Most of the previous could be considered a small nuisance, something which we could let go. However, it’s a slide that won’t stop. While ownership is a contested concept, what’s behind it are ultimately strong values of determination, personal responsibility and willing to take control one your own life. These should be clear things to adults. You have to find a way to make a living in order to strive towards your own personal goals. Some of these goals might be at work, others in personal life. It asks determination, and responsibility to carry the necessary tasks out. We can’t play all day long doing nothing or live on other’s wing. Certainly, there are those who would provide for others, yet that means losing your own agency and control in the same manner corporations are taking away customer’s agency. Making our own decisions while we are dependent on someone, or something else, makes us only a slave to the system which can exert control over us however it would wish to. Hence, we must take control of how we live, which requires the two first aforementioned bits. Yet we’re willingly and constantly allowing corporations terrible consumer practices and invasions of privacy as well as underhanded service models to undermine all these.
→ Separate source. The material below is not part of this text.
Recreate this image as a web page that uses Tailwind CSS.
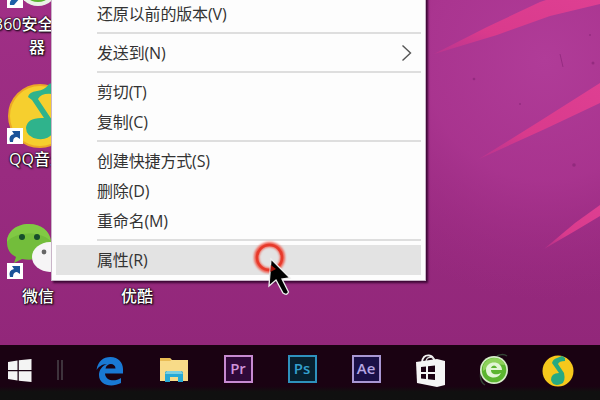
<!DOCTYPE html>
<html lang="zh-CN">
<head>
    <meta charset="UTF-8">
    <meta name="viewport" content="width=device-width, initial-scale=1.0">
    <title>桌面</title>
    <script src="https://cdn.jsdelivr.net/npm/@tailwindcss/browser@4"></script>
</head>
<body class="w-[600px] h-[400px] overflow-hidden flex flex-col bg-black font-['Open_Sans','Noto_Sans_CJK_SC',sans-serif]">
    <main class="relative h-[345px] shrink-0 overflow-hidden bg-linear-to-b from-[#a02f86] to-[#92277a]">
        <!-- wallpaper -->
        <svg class="absolute inset-0" width="600" height="345" viewBox="0 0 600 345">
            <defs>
                <radialGradient id="glow" gradientUnits="userSpaceOnUse" cx="545" cy="60" r="240">
                    <stop offset="0" stop-color="#b03c98"/>
                    <stop offset="0.5" stop-color="#ac3692" stop-opacity="0.8"/>
                    <stop offset="1" stop-color="#a02c86" stop-opacity="0"/>
                </radialGradient>
                <linearGradient id="ray" x1="0" x2="1" y1="1" y2="0">
                    <stop offset="0" stop-color="#d0358c" stop-opacity="0.4"/>
                    <stop offset="0.35" stop-color="#d93a8c"/>
                    <stop offset="1" stop-color="#de3f92"/>
                </linearGradient>
            </defs>
            <rect width="600" height="345" fill="url(#glow)"/>
            <path d="M434 54 L487 27 L540 2 L546 0 H600 V4 L550 16 L497 35 Z" fill="url(#ray)"/>
            <path d="M479 159 L540 121 L600 83 V103 L545 129 Z" fill="url(#ray)"/>
            <path d="M544 249 L575 223 L600 205 V216 L575 231 Z" fill="url(#ray)"/>
            <g fill="#842373" opacity="0.6">
                <circle cx="574" cy="165" r="1.8"/>
                <circle cx="593" cy="63" r="1.5"/>
                <circle cx="474" cy="79" r="1.3"/>
                <circle cx="520" cy="104" r="1"/>
                <circle cx="590" cy="35" r="1"/>
                <path d="M560 54 L563 67" stroke="#842373" stroke-width="1"/>
            </g>
        </svg>

        <!-- desktop icons -->
        <svg class="absolute left-0 top-0" width="60" height="10" viewBox="0 0 60 10">
            <circle cx="38" cy="-14" r="20" fill="#e9f2e6"/>
            <circle cx="38" cy="-15" r="17" fill="#5cb531"/>
            <rect x="7" y="-8" width="16" height="16" fill="#fff"/>
            <path d="M10 5 Q9 -1 16 -2 L20 -2 L14 5 Z" fill="#1d5fa8"/>
        </svg>
        <div class="absolute -left-[6px] top-[13px] text-[16px] leading-[23px] font-medium text-white whitespace-nowrap [text-shadow:1px_1px_2px_#000,0_0_2px_#000,0_0_1px_#000]">360安全浏览<br><span class="pl-[35px]">器</span></div>

        <svg class="absolute left-0 top-[80px]" width="60" height="70" viewBox="0 0 60 70">
            <circle cx="40" cy="36" r="31" fill="#f6cf2e"/>
            <circle cx="40" cy="36" r="31" fill="none" stroke="#eda827" stroke-width="2"/>
            <path d="M28 17 Q29 12 37 11 Q45 10 49 4 L52 3 V14 Q41 13 38 19 L52 40 V54 Q48 60 38 59 Q26 57 26 48 Q27 37 44 38 L32 20 Z" fill="#2fb38c"/>
            <rect x="7" y="48" width="16" height="16" fill="#fff"/>
            <path d="M10 62 Q8 55 14 54 L12 51 H20 V59 L17 57 Q13 57 13 62 Z" fill="#1b5399"/>
        </svg>
        <div class="absolute left-[9px] top-[148px] text-[16px] leading-[23px] font-medium text-white whitespace-nowrap [text-shadow:1px_1px_2px_#000,0_0_2px_#000,0_0_1px_#000]">QQ音乐</div>

        <svg class="absolute left-0 top-[220px]" width="60" height="64" viewBox="0 0 60 64">
            <path d="M29 4 C16 4 7 12 7 22 C7 29 10 34 16 37 L14 43 L22 39 C38 42 52 35 51 21 C50 11 41 4 29 4 Z" fill="#73bd3b"/>
            <path d="M29 4 C16 4 7 12 7 22 C15 12 38 10 51 21 C50 11 41 4 29 4 Z" fill="#8bd04b" opacity="0.6"/>
            <circle cx="22" cy="17" r="3" fill="#164e2c"/>
            <circle cx="37" cy="17" r="3" fill="#164e2c"/>
            <ellipse cx="50" cy="37" rx="18" ry="15" fill="#f6f5f6"/>
            <circle cx="44" cy="32" r="2.4" fill="#666"/>
            <rect x="7" y="43" width="16" height="16" fill="#fff"/>
            <path d="M10 57 Q8 50 14 49 L12 46 H20 V54 L17 52 Q13 52 13 57 Z" fill="#1b5399"/>
        </svg>
        <div class="absolute left-[22px] top-[285px] text-[16px] leading-[23px] font-medium text-white [text-shadow:1px_1px_2px_#000,0_0_2px_#000,0_0_1px_#000]">微信</div>
        <div class="absolute left-[121px] top-[285px] text-[16px] leading-[23px] font-medium text-white [text-shadow:1px_1px_2px_#000,0_0_2px_#000,0_0_1px_#000]">优酷</div>

        <!-- context menu -->
        <div class="absolute left-[51px] -top-[7px] w-[375px] h-[288px] pt-[6px] pl-[4px] pr-[4px] bg-[#fdfdfd] border-l border-r border-b border-[#c9b5c8] shadow-[2px_2px_2px_#3c0735] text-[16px] leading-[30px] tracking-[-0.15px] text-[#333]">
            <div class="h-[30px] pl-[41px]">还原以前的版本(V)</div>
            <div class="h-[9px] pt-[3px] pl-[41px]"><div class="h-[2px] bg-[#dedede]"></div></div>
            <div class="h-[30px] pl-[41px] pr-[9px] flex items-center justify-between">
                <span>发送到(N)</span>
                <svg width="11" height="18" viewBox="0 0 11 18" fill="none" stroke="#555" stroke-width="1.4"><path d="M1.5 1.5 L9.5 9 L1.5 16.5"/></svg>
            </div>
            <div class="h-[9px] pt-[3px] pl-[41px]"><div class="h-[2px] bg-[#dedede]"></div></div>
            <div class="h-[30px] pl-[41px]">剪切(T)</div>
            <div class="h-[30px] pl-[41px]">复制(C)</div>
            <div class="h-[9px] pt-[3px] pl-[41px]"><div class="h-[2px] bg-[#dedede]"></div></div>
            <div class="h-[30px] pl-[41px]">创建快捷方式(S)</div>
            <div class="h-[30px] pl-[41px]">删除(D)</div>
            <div class="h-[30px] pl-[41px]">重命名(M)</div>
            <div class="h-[9px] pt-[3px] pl-[41px]"><div class="h-[2px] bg-[#dedede]"></div></div>
            <div class="h-[30px] pl-[41px] bg-[#e3e3e3]">属性(R)</div>
        </div>

        <!-- click ring and pointer -->
        <svg class="absolute left-[250px] top-[238px]" width="50" height="64" viewBox="0 0 50 64">
            <circle cx="19.5" cy="19.5" r="13" fill="none" stroke="#f05a4c" stroke-width="5" class="blur-[1px]"/>
            <circle cx="19.5" cy="19.5" r="12.5" fill="none" stroke="#e63a2b" stroke-width="2.5"/>
            <path d="M21 21 L19 48 L26 42 L33 55 Q37 58 38.5 54 L32 41 L40 40 Z" fill="#000" stroke="#eee" stroke-width="1.3"/>
            <path d="M20.8 27 L20.3 34 L26 31 Z" fill="#a5160d"/>
        </svg>
    </main>

    <!-- taskbar -->
    <footer class="h-[55px] shrink-0 flex items-start pt-[9px] pl-[8px] bg-linear-to-b from-[#1a0212] from-75% to-[#101010] to-85%">
        <svg class="mt-[5px]" width="24" height="24" viewBox="0 0 24 24" fill="#f4f4f4">
            <path d="M0 3 L9.5 1.5 V11 H0 Z M10.8 1.3 L23.5 0 V11 H10.8 Z M0 12.3 H9.5 V21.5 L0 20 Z M10.8 12.3 H23.5 V23 L10.8 21.7 Z"/>
        </svg>
        <div class="ml-[25px] mt-[6px] h-[20px] w-[6px] border-x-2 border-[#3e333c]"></div>

        <div class="ml-[15px] h-[34px] grid grid-cols-[repeat(8,64px)] shrink-0 items-center justify-items-center">
            <svg width="30" height="30" viewBox="0 0 30 30">
                <path d="M1.5 14 C3 5 8 1 15.5 1 C23.5 1 28 7 28 13 V17.5 H10 C10.5 25 20 26 26 22 V27 C16 32 4 29 4 19 C4 14 7 10 12 8 C7 8 3.5 11 1.5 14 Z M10.5 12.5 H20.5 C20.5 6.5 11.5 6.5 10.5 12.5 Z" fill="#1979d4" fill-rule="evenodd"/>
            </svg>
            <svg class="-mt-[4px]" width="30" height="30" viewBox="0 0 30 30">
                <path d="M1 4 H11 L13 6 H29 V27 H1 Z" fill="#f8db88"/>
                <path d="M1 4 H11 L12 7 H1 Z" fill="#e9bc54"/>
                <path d="M6 28 V19 Q6 17 8 17 H22 Q24 17 24 19 V28 H19 V23 H11 V28 Z" fill="#27a9d5"/>
                <path d="M8 17 H22 L24 20 H6 Z" fill="#7acfe0"/>
            </svg>
            <div class="w-[29px] h-[28px] mb-[5px] flex items-center justify-center border-2 border-[#c78ad1] bg-[#30093a] text-[#cf93da] font-['Open_Sans'] font-semibold text-[15px] leading-none">Pr</div>
            <div class="w-[29px] h-[28px] mb-[5px] flex items-center justify-center border-2 border-[#2e91bd] bg-[#07202f] text-[#34a0cf] font-['Open_Sans'] font-semibold text-[15px] leading-none">Ps</div>
            <div class="w-[29px] h-[28px] mb-[5px] flex items-center justify-center border-2 border-[#a897d3] bg-[#1a1047] text-[#b5a6e2] font-['Open_Sans'] font-semibold text-[15px] leading-none">Ae</div>
            <svg class="-mt-[1px]" width="30" height="34" viewBox="0 0 30 34">
                <path d="M7 8 Q8 1 14 1.5 Q18 2 19 6" fill="none" stroke="#f2f2f2" stroke-width="1.8"/>
                <path d="M11 7 Q12 3 16 3.5 Q20 4 20 7" fill="none" stroke="#ddd" stroke-width="1.2"/>
                <path d="M1 8 L22 5 L30 7 V31 L22 33 L2 29 Z" fill="#f5f5f5"/>
                <path d="M6 13 L11 12.5 V18 H6 Z M13 12.2 L20 11.5 V18 H13 Z M6 20 H11 V25 L6 24.5 Z M13 20 H20 V26 L13 25.3 Z" fill="#1c0213"/>
            </svg>
            <svg class="-mt-[2px]" width="32" height="34" viewBox="0 0 32 34">
                <path d="M19 3 Q25 0 29 3 M3 19 Q1 28 7 32" fill="none" stroke="#344536" stroke-width="1.5"/>
                <circle cx="16" cy="17" r="14" fill="#d7ecc9"/>
                <circle cx="16" cy="17" r="12.3" fill="#5bb52f"/>
                <path d="M5 13 Q9 4 18 5 Q25 6 27 12 Q16 10 5 18 Z" fill="#8ed15b"/>
                <path d="M8 17 C8 7 24 7 24 17 H13 C13 22 19 22 23 20 C20 27 8 26 8 17 Z M13 15 H19 C18 11.5 14 11.5 13 15 Z" fill="#e2f5d6" fill-rule="evenodd"/>
            </svg>
            <svg width="32" height="32" viewBox="0 0 32 32">
                <circle cx="16" cy="16" r="15.5" fill="#f6c81c"/>
                <path d="M10 8 Q11 4 15 3 L20 1 L23 3 V6 Q17 6 16 9 L22 18 Q24 27 19 29 Q11 32 9 25 Q9 18 17 18 Z" fill="#27a982"/>
            </svg>
        </div>
    </footer>
</body>
</html>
Hell, all those devices at your home, that listen to you during every moment, were introduced by likes of Amazon and Google rather a governmental power. Rather than a nation becoming that stereotypical evil oppressor we know to hate and fight against, we’re gladly willing to let all our responsibilities go and embrace these devices with open arms. At this rate, there will be two points; One where the customer refuses to give away his freedom to choose how they live with all the responsibilities it brings; the other where everything we have is owned by someone else and we have no control over our lives.

It all really ends in taking responsibility on the actions and decisions we make. Something like taking a loan for school is ultimately a decision and a responsibility we must make, and then undertake the task of paying them back. The alternative is that we have no responsibilities, and thus no choices to make.